1. Field of the Invention
The present invention relates to a driving method of a PDP(Plasma Display Panel), and more particularly, to a driving method of a PDP capable of preventing abnormal discharge and dielectric breakdown due to excess charged particles collected on the outside of a display screen.
2. Background of the Related Art
FIG. 1 illustrates a schematic view of a conventional surface-discharge type AC PDP(Plasma Display Panel). The surface-discharge AC PDP includes a front glass substrate 1, an address electrode 3 formed on the front glass substrate 1, a rear glass substrate 2 opposed to the front glass substrate 1, electrodes X and Y (7 and 8) arranged parallel to each other on the rear glass substrate 2, a dielectric layer 6 formed to cover the electrodes X and Y, an MgO protection layer formed on the dielectric layer, and a barrier 4 disposed between the front glass substrate 1 and the rear glass substrate 2 and dividing a discharge space.
FIG. 2 illustrates an arrangement of driving electrodes of the PDP of FIG. 1. The driving electrodes include a plurality of address electrodes A1, A2, A3, . . . , Am−1 and Am arranged parallel to one another and a plurality of electrodes X and electrodes Y Y1, Y2, Y3, . . . , Yn−1 and Yn arranged approximately vertical to the address electrodes. Discharge cells are formed at intersections of the electrodes X and Y and the address electrodes, electrodes Y are scan electrodes and electrodes X are common electrodes connected commonly.
FIG. 3 illustrates an ADS(Address Display-period Separation) method for driving the PDP of FIGS. 1 and 2. In the ADS method, 1 field of video signal is divided into 8 sub-fields; each sub-field consisting of a reset period, an address period and a sustain period. The reset period is a period for initializing the discharge cells by discharging all discharge cells of FIG. 2, the address period is a period for designating the discharge cells to be displayed according to video signal input, and the sustain period is a period for sustain discharge to the discharge cells designated in the address period. In the sustain period of each sub-field, a weight value is assigned as a display period, thereby combining the sub-fields to display multi-grade.

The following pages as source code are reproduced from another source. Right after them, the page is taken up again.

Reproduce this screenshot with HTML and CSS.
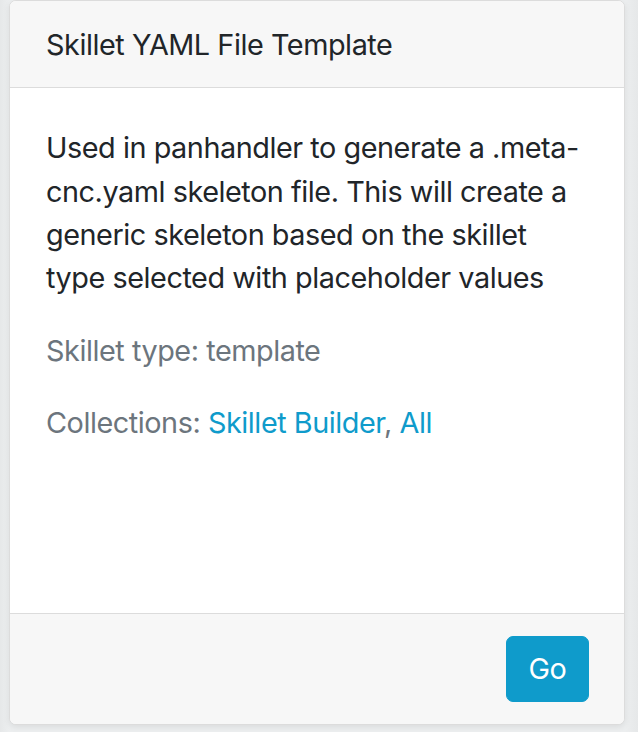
FILE: index.html
```html
<!DOCTYPE html>
<html>
<head>
<meta charset="utf-8">
<link rel="stylesheet" href="styles.css">
</head>
<body>
<div class="page">
  <div class="card">
    <div class="card-header">Skillet YAML File Template</div>
    <div class="card-body">
      <p class="desc">Used in panhandler to generate a .meta-cnc.yaml skeleton file. This will create a generic skeleton based on the skillet type selected with placeholder values</p>
      <p class="muted">Skillet type: template</p>
      <p class="muted">Collections: <a href="#" class="link">Skillet Builder</a>, <a href="#" class="link">All</a></p>
    </div>
    <div class="card-footer">
      <a href="#" class="btn">Go</a>
    </div>
  </div>
</div>
</body>
</html>
```
FILE: styles.css
```css
html, body {
  margin: 0;
  padding: 0;
}
body {
  background: #ebedee;
  font-family: Inter, "Liberation Sans", Arial, sans-serif;
  font-size: 28.8px;
  line-height: 43.2px;
  letter-spacing: -0.45px;
  color: #212529;
}
.page {
  width: 638px;
  height: 732px;
  box-sizing: border-box;
  padding: 0 13px 7px 9px;
  background: linear-gradient(to right, #e6e8e9 0, #eceeef 9px, #eceeef 625px, #e6e8e9 638px);
}
.card {
  height: 725px;
  box-sizing: border-box;
  display: flex;
  flex-direction: column;
  background: #fff;
  border: 1px solid #dcdcdc;
  border-radius: 7px;
  box-shadow: 0 2px 6px rgba(0, 0, 0, 0.08);
  overflow: hidden;
}
.card-header {
  background: #f7f7f7;
  border-bottom: 1px solid #dcdcdc;
  padding: 21.6px 36px;
  height: 43.2px;
  white-space: nowrap;
}
.card-body {
  flex: 1;
  padding: 38px 36px 36px;
}
.card-body p {
  margin: 0 0 29.5px 0;
}
.desc {
  margin-right: -4px;
}
.muted {
  color: #6c757d;
}
.link {
  color: #0f9bcb;
  text-decoration: none;
}
.card-footer {
  background: #f7f7f7;
  border-top: 1px solid #dcdcdc;
  padding: 21.6px 35px;
  display: flex;
  justify-content: flex-end;
}
.btn {
  display: inline-block;
  background: #0f9bcb;
  color: #fff;
  text-decoration: none;
  border: 1px solid #0f9bcb;
  border-radius: 7px;
  padding: 10.8px 21.6px;
  line-height: 43.2px;
}
```
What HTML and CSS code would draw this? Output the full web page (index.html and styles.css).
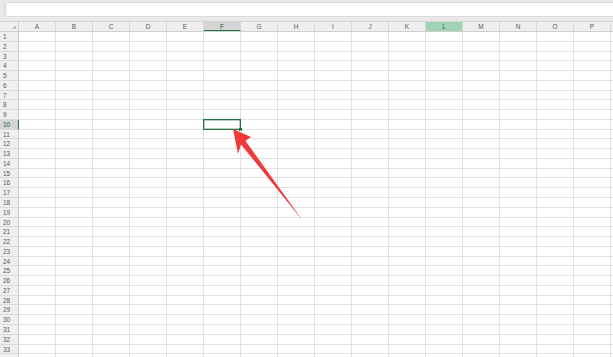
FILE: index.html
```html
<!DOCTYPE html>
<html>
<head>
<meta charset="utf-8">
<link rel="stylesheet" href="styles.css">
</head>
<body>
<div class="app">
  <div class="formula-bar">
    <div class="fx-sep"></div>
    <div class="fx-input"></div>
  </div>
  <div class="sheet">
    <div class="row head">
      <div class="corner"><svg width="19" height="9" viewBox="0 0 19 9"><polygon points="16,3 16,7 12,7" fill="#bdbdbd"/></svg></div>
      <div class="ch">A</div><div class="ch">B</div><div class="ch">C</div><div class="ch">D</div>
      <div class="ch">E</div><div class="ch ch-sel">F</div><div class="ch">G</div><div class="ch">H</div>
      <div class="ch">I</div><div class="ch">J</div><div class="ch">K</div><div class="ch ch-hover">L</div>
      <div class="ch">M</div><div class="ch">N</div><div class="ch">O</div><div class="ch">P</div><div class="ch"></div>
    </div>
    <div class="row"><div class="rh">1</div><div class="cells"></div></div>
    <div class="row"><div class="rh">2</div><div class="cells"></div></div>
    <div class="row"><div class="rh">3</div><div class="cells"></div></div>
    <div class="row"><div class="rh">4</div><div class="cells"></div></div>
    <div class="row"><div class="rh">5</div><div class="cells"></div></div>
    <div class="row"><div class="rh">6</div><div class="cells"></div></div>
    <div class="row"><div class="rh">7</div><div class="cells"></div></div>
    <div class="row"><div class="rh">8</div><div class="cells"></div></div>
    <div class="row"><div class="rh">9</div><div class="cells"></div></div>
    <div class="row"><div class="rh rh-sel">10</div><div class="cells"><div class="sel"><span class="handle"></span></div></div></div>
    <div class="row"><div class="rh">11</div><div class="cells"></div></div>
    <div class="row"><div class="rh">12</div><div class="cells"></div></div>
    <div class="row"><div class="rh">13</div><div class="cells"></div></div>
    <div class="row"><div class="rh">14</div><div class="cells"></div></div>
    <div class="row"><div class="rh">15</div><div class="cells"></div></div>
    <div class="row"><div class="rh">16</div><div class="cells"></div></div>
    <div class="row"><div class="rh">17</div><div class="cells"></div></div>
    <div class="row"><div class="rh">18</div><div class="cells"></div></div>
    <div class="row"><div class="rh">19</div><div class="cells"></div></div>
    <div class="row"><div class="rh">20</div><div class="cells"></div></div>
    <div class="row"><div class="rh">21</div><div class="cells"></div></div>
    <div class="row"><div class="rh">22</div><div class="cells"></div></div>
    <div class="row"><div class="rh">23</div><div class="cells"></div></div>
    <div class="row"><div class="rh">24</div><div class="cells"></div></div>
    <div class="row"><div class="rh">25</div><div class="cells"></div></div>
    <div class="row"><div class="rh">26</div><div class="cells"></div></div>
    <div class="row"><div class="rh">27</div><div class="cells"></div></div>
    <div class="row"><div class="rh">28</div><div class="cells"></div></div>
    <div class="row"><div class="rh">29</div><div class="cells"></div></div>
    <div class="row"><div class="rh">30</div><div class="cells"></div></div>
    <div class="row"><div class="rh">31</div><div class="cells"></div></div>
    <div class="row"><div class="rh">32</div><div class="cells"></div></div>
    <div class="row"><div class="rh">33</div><div class="cells"></div></div>
    <div class="row"><div class="rh"></div><div class="cells"></div></div>
  </div>
  <svg class="arrow" width="613" height="357" viewBox="0 0 613 357">
    <polygon points="233,129 251,137 245.5,141 303,221 241,144.5 238,154" fill="#f03a3a"/>
  </svg>
</div>
</body>
</html>
```

FILE: styles.css
```css
html, body {
  margin: 0;
  padding: 0;
  background: #ffffff;
}

.app {
  position: relative;
  width: 613px;
  height: 357px;
  overflow: hidden;
  font-family: "Liberation Sans", Arial, sans-serif;
}

.formula-bar {
  height: 21px;
  background: #e9e9e9;
  display: flex;
  align-items: flex-start;
  padding-top: 2px;
  box-sizing: border-box;
}

.fx-sep {
  width: 1px;
  height: 13px;
  margin-left: 4px;
  margin-right: 2px;
  background: #d7d7d7;
}

.fx-input {
  flex: 1;
  height: 13px;
  background: #ffffff;
  border-top: 1px solid #dcdcdc;
  border-bottom: 1px solid #dcdcdc;
}

.sheet {
  display: flex;
  flex-direction: column;
  border-top: 1px solid #d4d4d4;
}

.row {
  display: flex;
  height: 9.78px;
  flex: none;
}

.row.head {
  height: 9px;
  background: #efefef;
  border-bottom: 1px solid #cfcfcf;
}

.corner {
  width: 19px;
  flex: none;
  box-sizing: border-box;
  border-right: 1px solid #cfcfcf;
}

.corner svg {
  display: block;
}

.ch {
  width: 37px;
  flex: none;
  box-sizing: border-box;
  border-right: 1px solid #d6d6d6;
  font-size: 6.5px;
  line-height: 9px;
  color: #5a5a5a;
  text-align: center;
}

.ch-sel {
  background: #d5d5d5;
  border-bottom: 1px solid #217346;
  color: #1e5f3c;
}

.ch-hover {
  background: #9fd4b7;
  color: #2f5f45;
}

.rh {
  width: 19px;
  flex: none;
  box-sizing: border-box;
  background: #efefef;
  border-right: 1px solid #cfcfcf;
  border-bottom: 1px solid #dadada;
  font-size: 6.5px;
  line-height: 9px;
  color: #5a5a5a;
  padding-left: 3px;
}

.rh-sel {
  background: #d5d5d5;
  border-right: 1px solid #217346;
  color: #1e5f3c;
}

.cells {
  position: relative;
  flex: 1;
  border-bottom: 1px solid #e1e1e1;
  background-image: linear-gradient(to right, transparent 36px, #e1e1e1 36px);
  background-size: 37px 100%;
}

.sel {
  position: absolute;
  left: 184px;
  top: -1px;
  width: 38px;
  height: 10.78px;
  box-sizing: border-box;
  border: 1px solid #217346;
  box-shadow: inset 0 0 0 0.5px #6f9f84;
}

.handle {
  position: absolute;
  right: -2px;
  bottom: -2px;
  width: 3px;
  height: 3px;
  background: #217346;
}

.arrow {
  position: absolute;
  left: 0;
  top: 0;
  pointer-events: none;
}
```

In general, scan lines Y1, Y2, Y3, . . . , Yn−1 and Yn of the PDP of FIG. 2, in case of a VGA(Video Graphics Array), consist of 480 lines, and the address operation is carried out by scanning to each line in a line sequential method, and at the same time, applying data signal through the address electrodes. As shown in FIG. 3, in the ADS method of dividing 1 video field into 8 sub-fields and having the address periods for all scan lines every sub-field, the scan period of 1 scan line is about 2.5 μs, and a period for scanning the whole 1 video field is approximately 2.5 (μs)×480 (lines)×8 (sub-fields), namely 9.6 μs. Because it takes 9.6 μs to scan if the 1 video field is about 16.7 μs, the residual period, that is, 7.1 μs is used for gray scale. However, if the number of the sub-fields is increased to 10 to remove false contour or to increase the number of gray scales, the scan period is 2.5 (μs)×480 (lines)×10 (sub-fields), namely 12 μs, and so, display must be performed in very high frequency because there is the period for the gray scale of only 4.7 μs left. Furthermore, In case that scan lines over 760 are used in an HD TV(High Definition TV), the scan period is 2.5 (μs)×760 (lines)×8 (sub-fields), namely 15.2 μs; most of 1 video period being used for the scan period.
To solve the above problems, as shown in FIG. 4, there is used a driving method of dividing the address electrodes into upper and lower parts. The method has a disadvantage that a plurality of driving ICs are used, but has several advantages that sub-fields more than that of the prior arts can be applied and the method can be used in the HD TV of scan lines over 760 by reducing the scan period to ½.
FIG. 5 illustrates a scan sequence in a driving method of a conventional PDP. In the scan sequence, a scan pulse is applied to the scan electrodes (electrodes Y) of 1, 2, . . . and 480 lines every sub-field in order, and at the same time, an input video data pulse is applied to the address electrodes. At this time, if the scanning is performed repeatedly, electric potential rises or falls by accumulation or vanishment of excess charged particles on the outer portion of a display screen adjacent to the scan electrode of the final line, i.e., the 480th line. So, there occurs abnormal discharge on the cells in vicinity of the scan electrode of the 480th line, thereby reducing reliability by deteriorating video quality or by occurring dielectric breakdown.
In the same way, FIG. 6 illustrates a scan sequence in a driving method of a conventional PDP in which address electrodes are divided into two. For example, when an addressing is performed in order of 1st˜240th lines and in order of 241st˜480th, electric charges are abnormally collected on a boundary between upper address electrodes and lower address electrodes, i.e., a central part, and on the outer portion of a display screen of 480th line and electric potential rises, thereby, occurring abnormal discharge on the cells in vicinity of the central part and of the 480th line to deteriorate the video quality or generate dielectric breakdown.